Father Richard P. McBrien is a professor of theology at the University of Notre Dame. He writes a weekly column and in the one I just read he discusses the history of the naming of bishops. He notes that throughout most of the history of the Catholic Church bishops were elected. They were elected from the local diocese clergy and voted on by both the clergy as well as the laity. The Pope had no direct role at all in this process during most of the Church history. He was simply informed of the results of the election.

Fr. McBrien points out that it wasn't until the 19th Century that popes first began to claim they had an exclusive right to name bishops throughout the Catholic world contrary to centuries of tradition and practice. McBrien also says that throughout Church history a bishop of one diocese could not be elected to be bishop of another diocese even though the Pope now moves bishops around in just that fashion.

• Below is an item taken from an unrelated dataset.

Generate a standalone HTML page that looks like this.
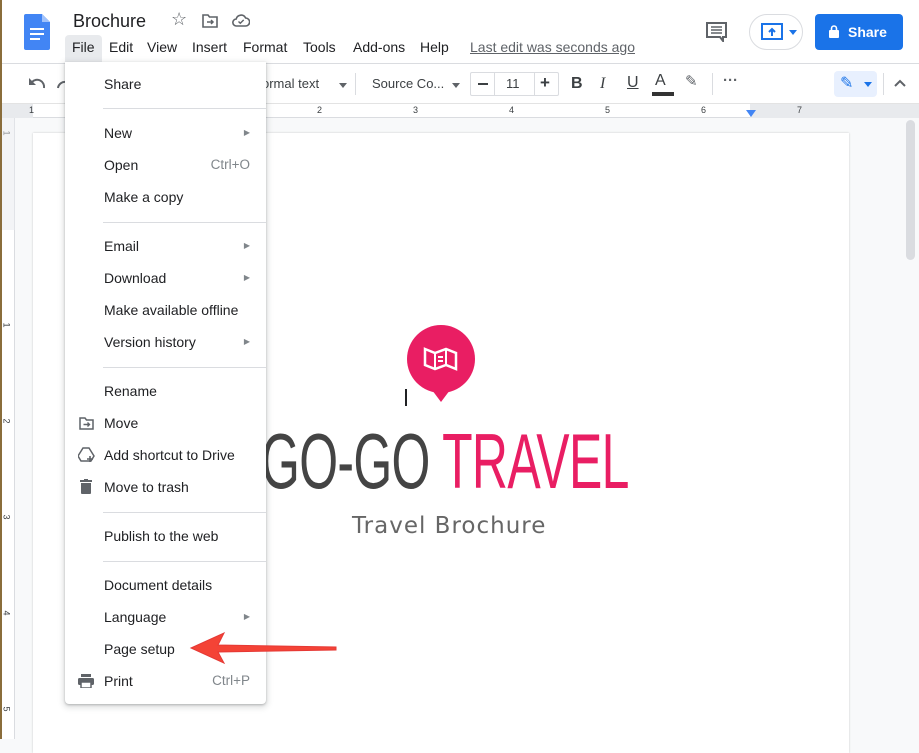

McBrien says that this practice is in violation of the First council of Nicaea of 325 which decreed that …neither bishops…or decaons shall transfer from city to city…" and went on to decree that such a transfer was null and void. One hundred and twenty six years later the Council of Chalcedon reaffirmed this decree. This decree was consistently observed until the present practice of Popes and has never been revoked McBrien says. So what we have now is a process where the bishops are appointed by the bishop of Rome for people and places he has never even visited. Bishops are now  moved around like corporations transfer management from one place to another. Totally left out in the process are the local clergy and laity who have no role at all, contrary to centuries of tradition

A recent survey of 35,000 American adults by the Pew Forum on Religion and Public Life revealed some interesting statistics. Americans are strongly religious. Some ninety two percent believe in God. But, most Americans don’t feel their particular religion is the only way to obtain salvation even if their religion teaches otherwise. Seventy percent of Americans with religious affiliation share the view that there is more than one Bishops.2 true way to interpret the teachings of their religion. According to the survey, Catholics, more than most groups, break with the church on it’s teachings including those about abortion, homosexuality and contraception.

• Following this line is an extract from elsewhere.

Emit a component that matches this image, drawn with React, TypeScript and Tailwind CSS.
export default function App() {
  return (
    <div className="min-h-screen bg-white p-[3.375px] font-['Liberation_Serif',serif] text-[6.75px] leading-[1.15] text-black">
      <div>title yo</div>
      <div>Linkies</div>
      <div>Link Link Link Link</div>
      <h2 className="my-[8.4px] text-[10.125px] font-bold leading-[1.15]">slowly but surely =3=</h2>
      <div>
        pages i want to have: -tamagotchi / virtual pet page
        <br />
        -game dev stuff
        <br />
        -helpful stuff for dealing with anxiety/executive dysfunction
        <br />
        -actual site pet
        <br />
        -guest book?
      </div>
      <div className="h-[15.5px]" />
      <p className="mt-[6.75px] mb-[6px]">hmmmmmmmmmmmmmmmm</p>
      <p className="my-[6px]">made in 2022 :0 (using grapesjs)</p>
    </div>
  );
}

It was not until 1968 that Pope Paul 6th issued Humanae Vitae declaring artificial birth control means sinful and even then it primarily rested upon a claim of papal authority. However, before issuing the decree he had created the Pontifical Commission on birth control, but he also had imposed on it total secrecy. According to Church historian Gary Willis in his book Papal Sins, it turns out the vote of the theologians who presented their findings to the bishops on the commission was fifteen to four against the idea that contraception as intrinsically evil. The vote of the larger group was thirty to five against the idea. But, the pope then issued his encyclical and declared the entire proceedings secret. Catholics responded with an unparalleled refusal to accept the teaching, especially in America. Theologians disagreed with as well, at least until theological debate was prohibited. This particular papal position has spawned nothing but controversy as well as pain. For young married couples, it has represented an enormous hardship. In schools, the Church’s position is that teaching birth control is sinful, even as a means of preventing teenage pregnancies. In Africa, the Church’s position is that the use of condoms is sinful even as a means of preventing AIDS. In general, the Church has spent more time, effort and wasted preaching on matters relating to sex than it has on disease, poverty and war. I wonder if it is because it is a church of celibate men who prohibit married or women priests?